Hi,

While trying to get MySQL working I ran into problems with timekeeping in
the rump kernel which I don't entirely understand. Basically it boils down
to the following code snippet not behaving as expected:

    for (i= 0; i < 1000000; ++i)
    {
        usecs_end = get_usecs();
        // sched_yield();
        if (usecs_end - usecs_start > 200)
            break;
    }

Full code is at: https://gist.github.com/mato/2caf693b2d339308825d

get_usecs() uses gettimeofday() internally to get the time as number of
microseconds since the epoch.

Observed behaviour:

native: Loop completes before limit, usecs_end - usecs_start == ~200.

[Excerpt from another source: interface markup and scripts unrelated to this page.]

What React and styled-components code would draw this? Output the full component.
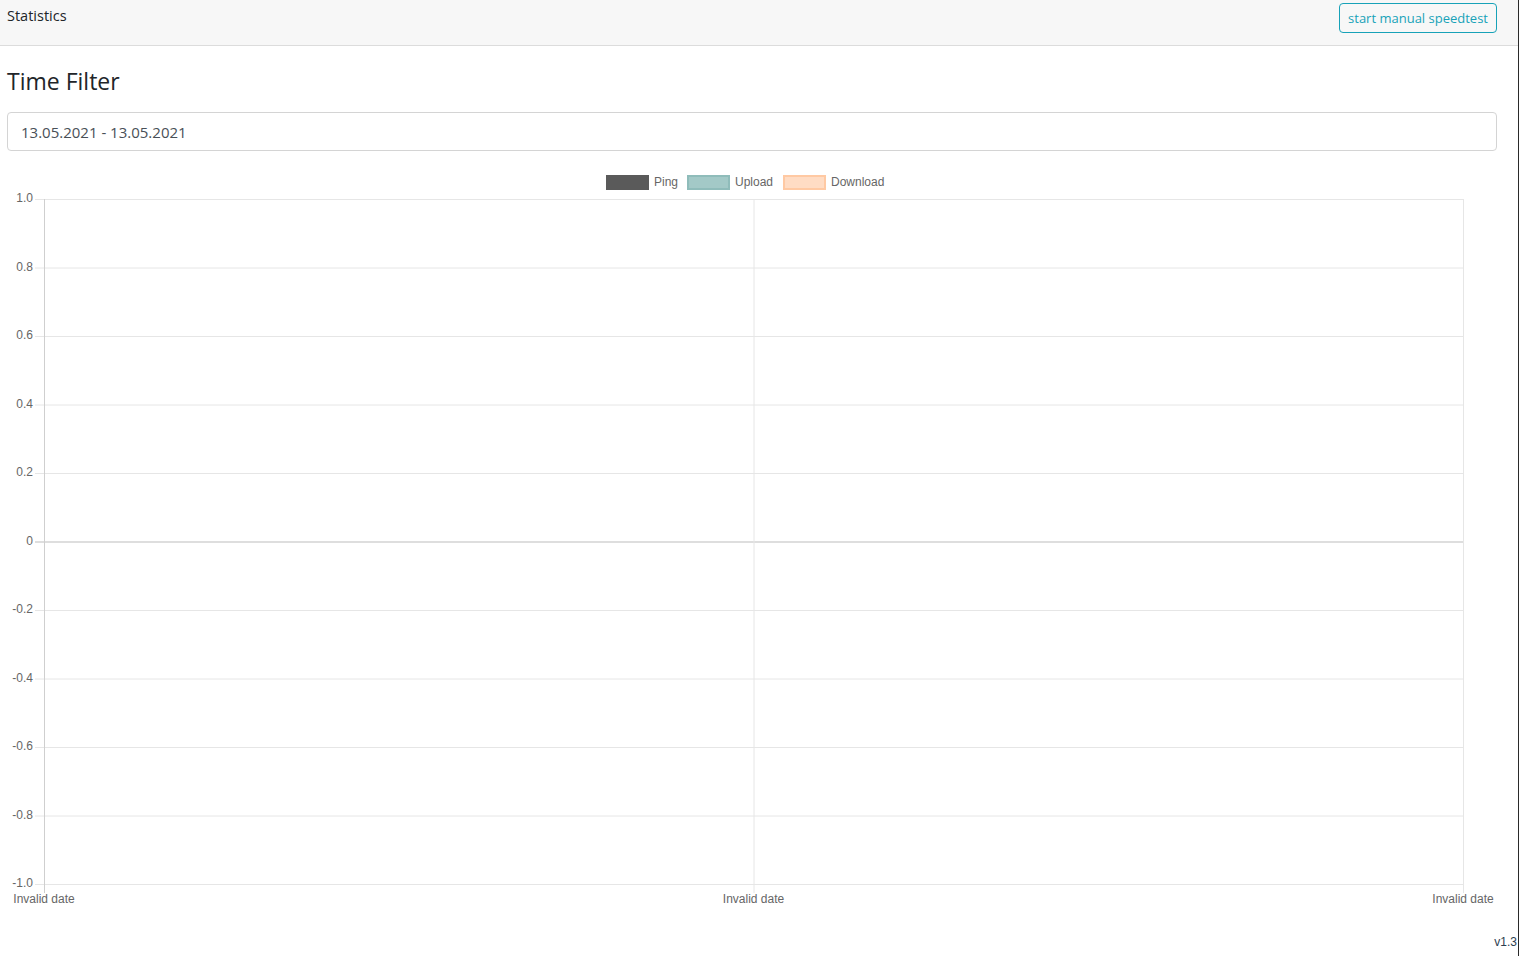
import React from "react";
import styled, { createGlobalStyle } from "styled-components";

const GlobalStyle = createGlobalStyle`
  html, body {
    margin: 0;
    padding: 0;
    background: #fff;
  }
  body {
    font-family: "Open Sans", "Noto Sans", sans-serif;
    color: #212529;
  }
  #root {
    min-height: 100vh;
    box-sizing: border-box;
    border-right: 1px solid #2a2a2a;
  }
`;

const TICKS = [1.0, 0.8, 0.6, 0.4, 0.2, 0, -0.2, -0.4, -0.6, -0.8, -1.0];
const LEGEND = [
  { label: "Ping", fill: "#5a5a5a", stroke: "#5a5a5a" },
  { label: "Upload", fill: "#a3c9c7", stroke: "#8fbcba" },
  { label: "Download", fill: "#ffdcc4", stroke: "#ffc9a3" },
];

// chart coordinates are page coordinates; the viewBox starts where the svg sits
const Chart = () => {
  const left = 44;
  const right = 1463;
  const top = 199;
  const bottom = 884;
  const step = (bottom - top) / 10;
  const mid = (left + right) / 2;
  const legendX = [606, 687, 783];

  return (
    <ChartSvg width="1519" height="770" viewBox="0 151 1519 770">
      {LEGEND.map((l, i) => (
        <g key={l.label}>
          <rect
            x={legendX[i] + 1}
            y={176}
            width={41}
            height={13}
            fill={l.fill}
            stroke={l.stroke}
            strokeWidth="2"
          />
          <text x={legendX[i] + 48} y={186} className="lbl">
            {l.label}
          </text>
        </g>
      ))}

      {TICKS.map((t, i) => {
        const y = top + i * step;
        const zero = t === 0;
        return (
          <g key={t}>
            <line
              x1={35}
              x2={right}
              y1={y + 0.5}
              y2={y + 0.5}
              stroke={zero ? "#bdbdbd" : "#e6e6e6"}
              strokeWidth="1"
            />
            <text x={33} y={y + 3} textAnchor="end" className="lbl">
              {t === 0 ? "0" : t.toFixed(1)}
            </text>
          </g>
        );
      })}

      {[left, mid, right].map((x, i) => (
        <g key={i}>
          <line
            x1={x + 0.5}
            x2={x + 0.5}
            y1={top}
            y2={bottom + 9}
            stroke={i === 0 ? "#cfcfcf" : "#e6e6e6"}
          />
          <text x={x} y={903} textAnchor="middle" className="lbl">
            Invalid date
          </text>
        </g>
      ))}
    </ChartSvg>
  );
};

export default function App() {
  return (
    <>
      <GlobalStyle />
      <Navbar>
        <Brand>Statistics</Brand>
        <OutlineButton>start manual speedtest</OutlineButton>
      </Navbar>
      <Content>
        <Title>Time Filter</Title>
        <DateInput readOnly value="13.05.2021 - 13.05.2021" />
      </Content>
      <Chart />
      <Footer>v1.3</Footer>
    </>
  );
}

const Navbar = styled.header`
  height: 46px;
  box-sizing: border-box;
  background: #f7f7f7;
  border-bottom: 1px solid #dcdcdc;
  display: flex;
  justify-content: space-between;
  align-items: flex-start;
  padding: 0 21px 0 7px;
`;

const Brand = styled.div`
  font-size: 14.5px;
  line-height: 20px;
  padding-top: 6px;
  color: #212529;
`;

const OutlineButton = styled.button`
  margin-top: 3px;
  height: 30px;
  padding: 0 8px;
  background: transparent;
  border: 1px solid #17a2b8;
  border-radius: 4px;
  color: #17a2b8;
  font-family: "Open Sans", "Noto Sans", sans-serif;
  font-size: 13px;
  cursor: pointer;
`;

const Content = styled.main`
  padding: 0 21px 0 7px;
`;

const Title = styled.h4`
  margin: 0;
  padding-top: 20px;
  font-size: 23px;
  font-weight: 400;
  line-height: 30px;
  color: #212529;
`;

const DateInput = styled.input`
  display: block;
  box-sizing: border-box;
  width: 100%;
  height: 39px;
  margin-top: 16px;
  padding: 0 13px;
  border: 1px solid #d4d4d4;
  border-radius: 4px;
  font-family: "Open Sans", "Noto Sans", sans-serif;
  font-size: 15px;
  color: #495057;
  outline: none;
`;

const ChartSvg = styled.svg`
  display: block;

  .lbl {
    font-family: "Liberation Sans", Arial, sans-serif;
    font-size: 12px;
    fill: #666;
  }
`;

const Footer = styled.div`
  text-align: right;
  padding-right: 1px;
  margin-top: 14px;
  font-family: "Liberation Sans", Arial, sans-serif;
  font-size: 12px;
  color: #2c3e50;
`;
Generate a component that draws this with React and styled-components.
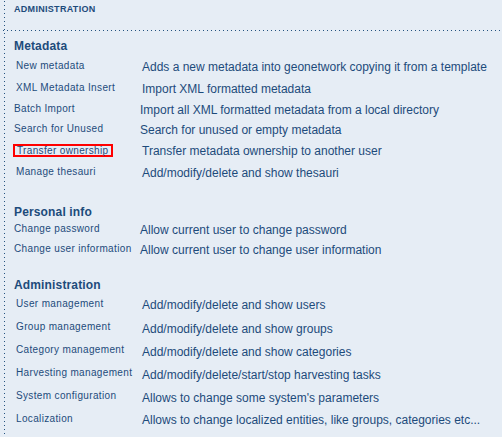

rr-xen: Loop does not complete before limit,  usecs_end - usecs_start is
zero, i.e. the time from gettimeofday is NEVER updated during the loop.

rr-baremetal: As for -xen.

rr-posix: Loop completes before limit, usecs_end - usecs_start is 10000
(100 Hz, matches the internal rump timecounter frequency).

If I uncomment the sched_yield() call, then the behaviour for -baremetal
and -xen matches -posix.

Looking at the code paths, rump_schedule() and rump_unschedule() are called
around each syscall in rump_syscall() so this should cause the clock softint to 
run *eventually* thus updating the time values inside the rump kernel. However, 
in practice that never happens.

What am I missing here? Why is the extra call to sched_yield() necessary?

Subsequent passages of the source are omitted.